Now, as for something else. . .I never liked the X-Files. I hate-hate-hate coffee, even the smell. And I don’t like getting a tan or sunbathing. Oh yeah…and IMHO, blondes DON’T have more fun.

For those of you wondering, that was the outcome of mentally combining “a body of water” with “a place where you can’t see the bottom”. The human brain is sometimes stunningly inept.

I hate religious people that feel the need to share, witness, convert, whatever, there views on me either directly or indirectly. You found Jesus? Great, keep it to yourself!

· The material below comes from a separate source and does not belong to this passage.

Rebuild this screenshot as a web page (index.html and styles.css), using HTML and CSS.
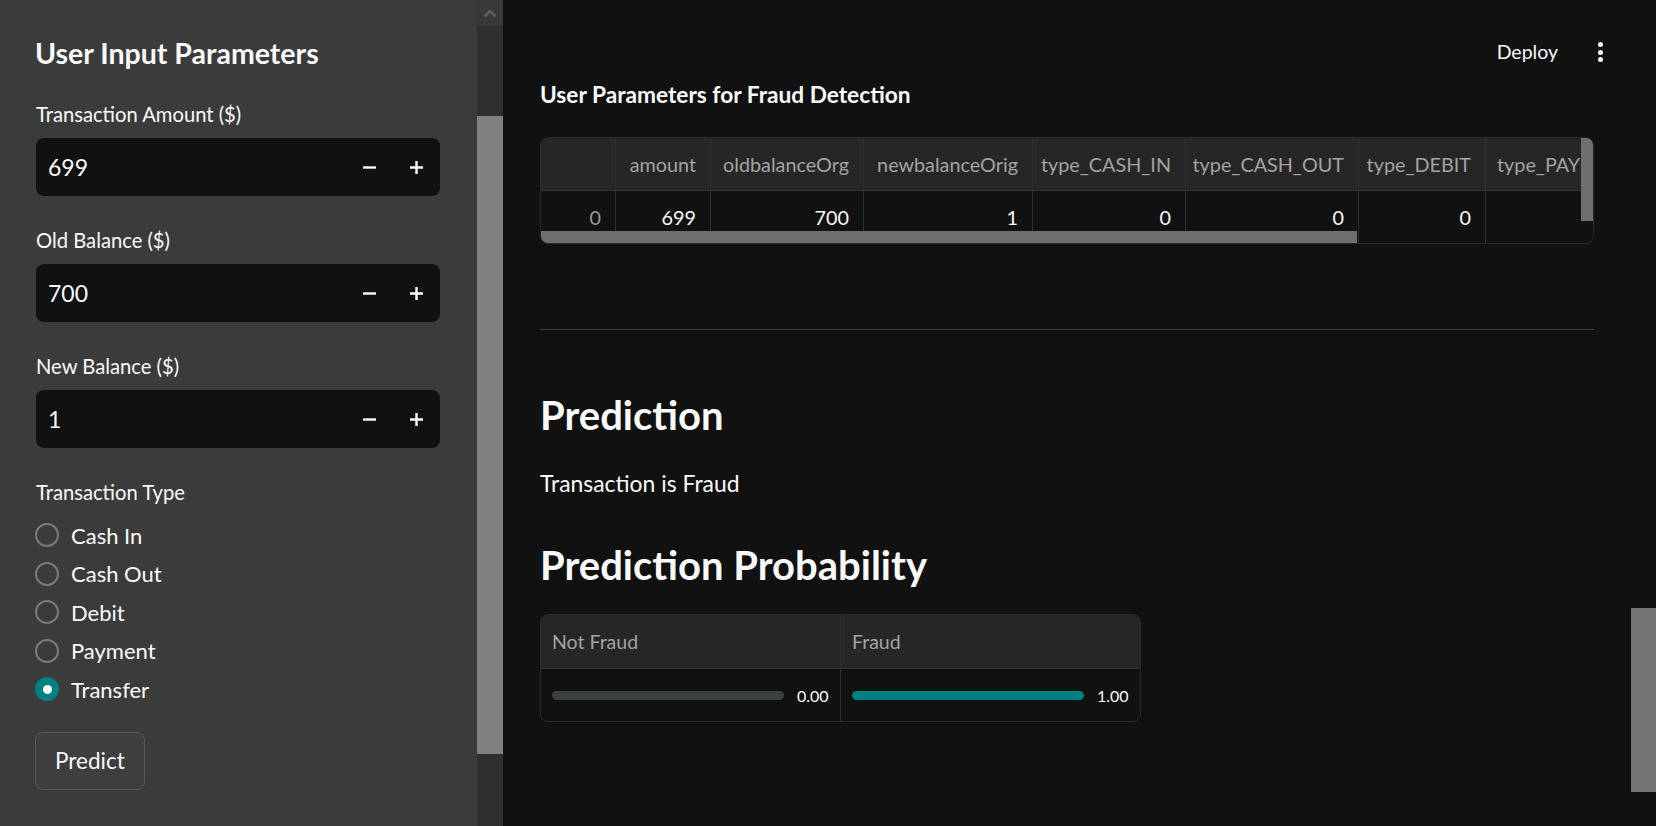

Behold… the power of cheese!!!

(I’m sorry, couldn’t help myself! Thanks for the confirmation Angel!) :smiley:

Taco Bell - And their little commercials, too.
Boy Bands/Britney/Britney clones - Ok, so they have their vocal
detractors, but they’re still way too popular.
Krispy Kreme - These are not real donuts.
White Castle - At least, everyone in St. Louis seems to love it.
SUV’s - Glorified station wagons if you ask me.
Farrelly (sp?) Brothers movies - Dumb & Dumber, Kingpin, etc.
Adam Sandler Movies - He used to be funny.
The Big Lebowski - Two hours of my life I will never get back.

Conversely, I’m the only person I know who really liked The Cell.

Fish and seafood - gag me. Yes i’ve tried it, NO I don’t like it! Awful, nasty stuff.

Most TV. I’ve never watched Buffy or the X files. So don’t try and discuss them with me.

Jim Carey in all forms
Krispy Kreme lard rings
most all movies
most all television, especially “Whos contrived, pained, rehearsed Line is it anyway?”
Dogs and cats. Especially cats.
Gum, coffee and anything you smoke
rap, show tunes, R&B, dance, techno, boy bands

gee, i guess most everything, really! :smiley:


“Nobody enjoys a good laugh as much as I do, except for my wife and a few of her friends” - G.C., M.P.F.C.